Piano di Sorrento, gli Inni a San Michele nel racconto del Prof. Ciro Ferrigno
Piano di Sorrento. In occasione della festività del patrono San Michele Arcangelo riportiamo il racconto del Prof. Ciro Ferrigno sugli Inni a San Michele che ci porta alla scoperta di antiche tradizioni legate alla storia del nostro territorio: «Ci sono due vecchi inni a San Michele, entrati nella tradizione, che vengono cantati in occasione della festa e sono “Te Splendor” e “Christe Sanctorum”. I versi sono di don Eduardo Mastellone, la musica è di Padre Mariano Iaccarino, monaco benedettino a Montecassino. La datazione è da collocarsi nel primo quarto del Novecento, quando ci fu la fioritura di inni e canti sacri dedicati ai santi patroni, che interessò tutta la penisola sorrentina. Si tratta di composizioni che risentono del periodo storico che, pur nella solennità, spesso esprimono forti richiami alla barcarola ed al valzer, in voga in quel periodo. Sicuramente gli inni novecenteschi andarono a sostituire canti precedenti che probabilmente erano in dialetto e che ad un certo punto dovettero sembrare inadatti ai tempi nuovi. Purtroppo non se ne serba memoria. Solo Gaetano Amalfi ci tiene a precisare che a Carotto non viene mai nominato il diavolo, ma si usa la locuzione: “Chillo ca sta sott’’e piere ‘e San Michele”. Una Litania in onore dell’Arcangelo è stata composta in anni recenti quando, per iniziativa di don Arturo, furono introdotti i nuovi, bellissimi Vespri in onore del Santo Patrono.

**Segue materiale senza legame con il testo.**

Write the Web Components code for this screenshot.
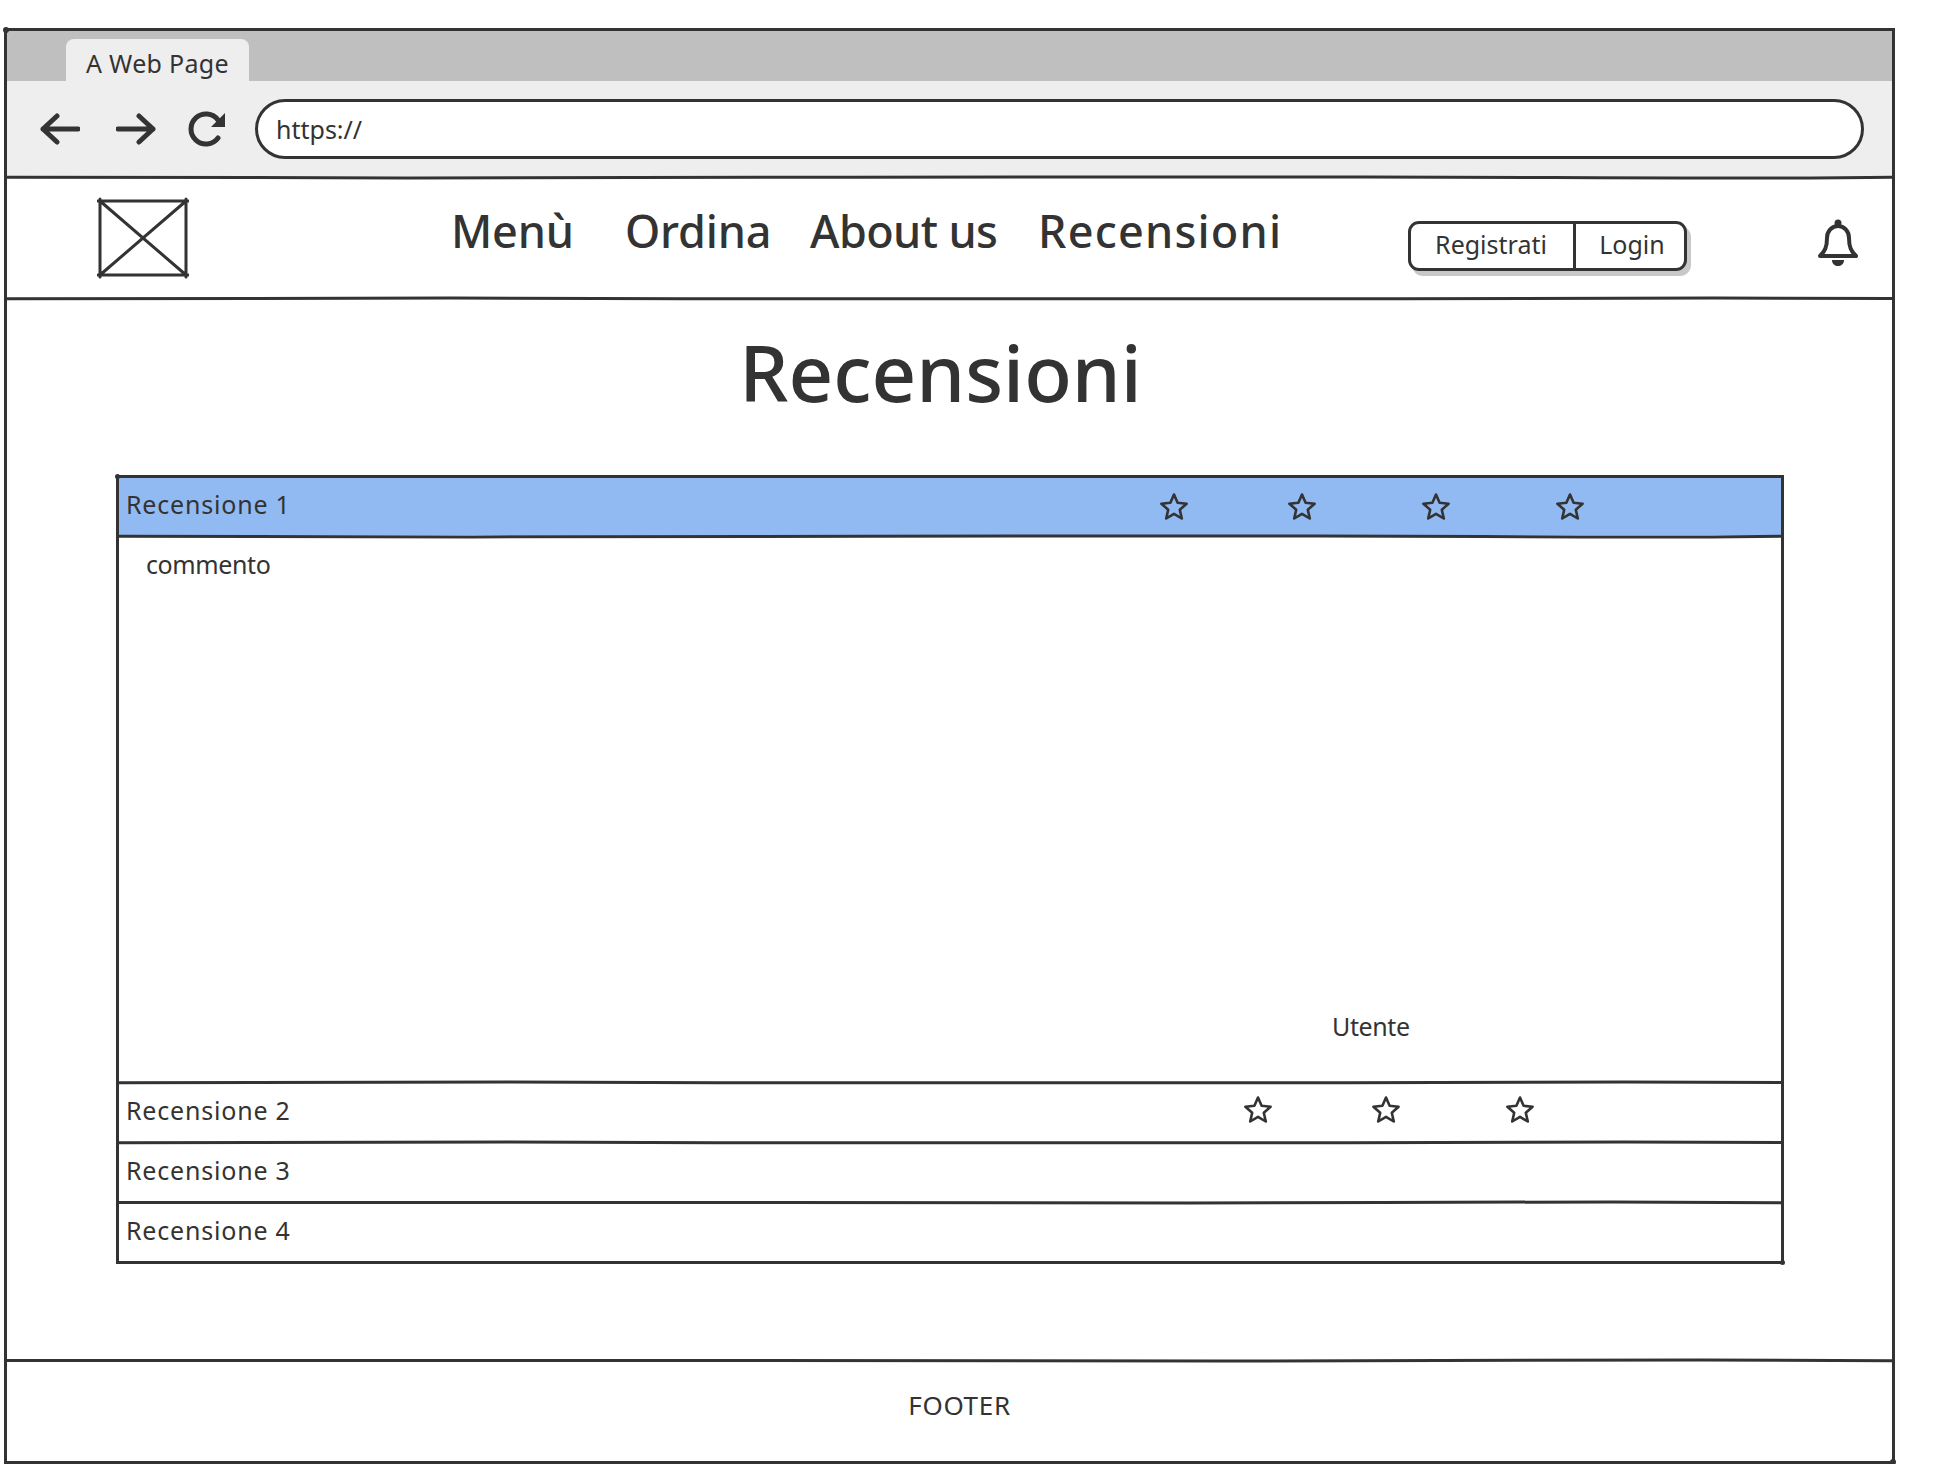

Gli inni furono stampati e distribuiti nel 1926, come omaggio al parroco Mons. Michele Maresca, per il cinquantesimo di sacerdozio e questo “canto popolarizzato delle lodi del celeste Protettore” lascia supporre che la composizione degli stessi risalga ad alcuni anni prima. Non è da escludere che la necessità di invocare la celeste protezione di San Michele, anche con canti sacri, risalga agli anni 1915-18, quelli della Prima Guerra Mondiale. Come non è da escludere neppure, che possa trattarsi della rielaborazione di precedenti canti popolari, risalenti ad epoche remote.
“Gloria e virtù” o “Te splendor” ha andamento marziale cui ben si adatta l’accompagnamento della tromba ed il ripieno dell’organo. Le frasi, in un crescendo, si alzano al cielo descrivendo la gloria dell’Arcangelo Michele che lotta contro la potenza che di volta in volta assume le orride sembianze del dragone infernale o del mostro che capeggia l’orda infelice. San Michele ricaccia nella profondità degli abissi le potenze infernali, con il solo cenno del capo. È una lotta terribile, dove l’Arcangelo usa quella forza che è garanzia di salvezza anche per il popolo che lo proclama suo Patrono, lo venera e lo prega nei momenti delle prove più dure: guerre, terremoti, epidemie, eruzioni vulcaniche e pericoli d’ogni genere. San Michele è la guida del Suo popolo per un ministero voluto dall’Alto e lo svolge con fedeltà per tutti i secoli.
L’altro Inno, pure marziale e solenne, è “Cristo che gloria agli angeli congedi” o “Christe Sanctorum”, dove l’Arcangelo è invocato in modo specifico come Colui che protegge Carotto, che scende dall’alto sopra i lari “nostri” a cacciar via con la lotta i mostri infernali. È l’invocazione a proteggere ciò che è nostro e ci appartiene: gli altari, le tombe, la città con i suoi commerci, le case, le chiese, i marittimi, gli abitanti tutti. L’inno coinvolge gli arcangeli Gabriele e Raffaele ed ascende, come canto e preghiera, fino all’inclita Regina di tutti gli angeli».